Rob Lewis (Jul 23 2019 at 08:56):

Explaining the intent behind a collection of simp lemmas seems to fall under "Implementation notes (description of important design decisions or interface features)." But I think it's a good idea to mention explicitly that simp normal form is an important interface feature.

Simon Hudon (Jul 23 2019 at 15:21):

Right now, the files probably mostly meet your rules. How do you suggest you bring those files up to code?

Rob Lewis (Jul 23 2019 at 18:44):

Right now, the files probably mostly meet your rules.

What files? I think almost nothing in mathlib meets these standards. The idea is that future PRs should be held to these requirements, and should update what they touch (within reason). It's a long term effort to document existing files, of course, but I hope the community will pitch in.

Simon Hudon (Jul 23 2019 at 21:19):

I think file level comments is a lot to tack onto every PR that casually touches it. You may want to create a specific issue for the file level comments

Rob Lewis (Jul 24 2019 at 10:49):

Yes, this is why I write "within reason." A PR that adds one lemma about list shouldn't have to document the whole file. But if someone understands a file enough to reorganize half of it, it seems reasonable to ask them to write documentation. Creating an issue for adding these seems fine.

Rob Lewis (Jul 24 2019 at 10:53):

Does anyone else have thoughts about the proposed requirements?
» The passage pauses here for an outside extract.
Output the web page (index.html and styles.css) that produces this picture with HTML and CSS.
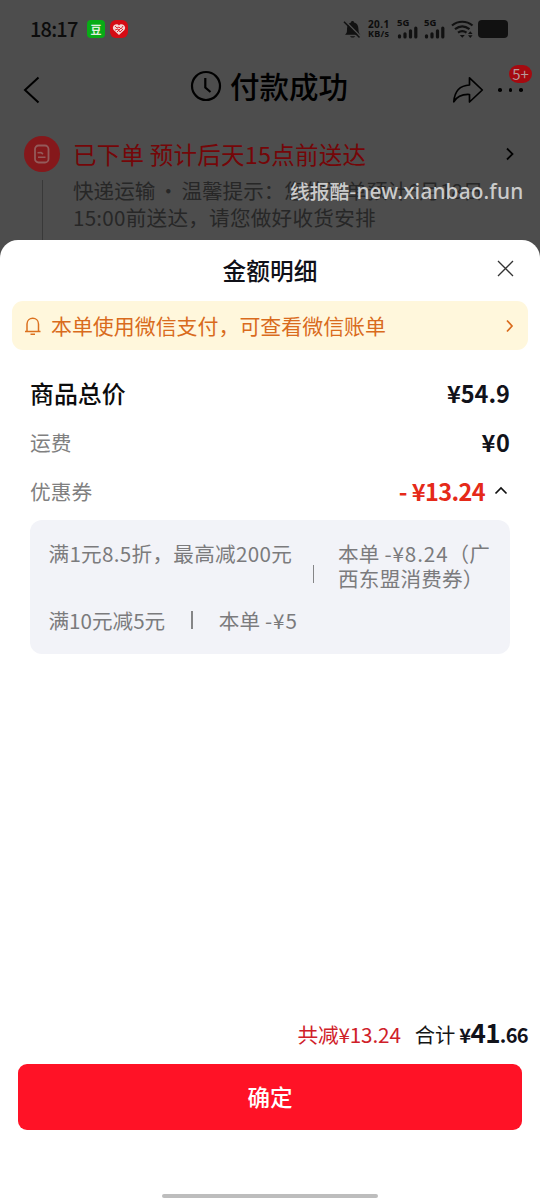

If not, let's merge the PR and enact the rules.

Johan Commelin (Jul 24 2019 at 14:36):

Can we make the doc_blame (without !!! :double_exclamation: :stuck_out_tongue_wink: ) some part of the Travis checks? Or is this going to cause lots of griefs because there are always tiny exceptions to these iron rules?

Rob Lewis (Jul 24 2019 at 14:57):

It would be very hard to integrate into the Travis workflow and there will indeed be lots of exceptions.

Rob Lewis (Jul 25 2019 at 08:19):

I think there's been enough time for people to voice objections. Can someone approve the PR?

Johan Commelin (Jul 25 2019 at 08:24):

Done (-;

Rob Lewis (Jul 25 2019 at 09:45):

Maybe we should have a competition for who can update the most files. What's the prize?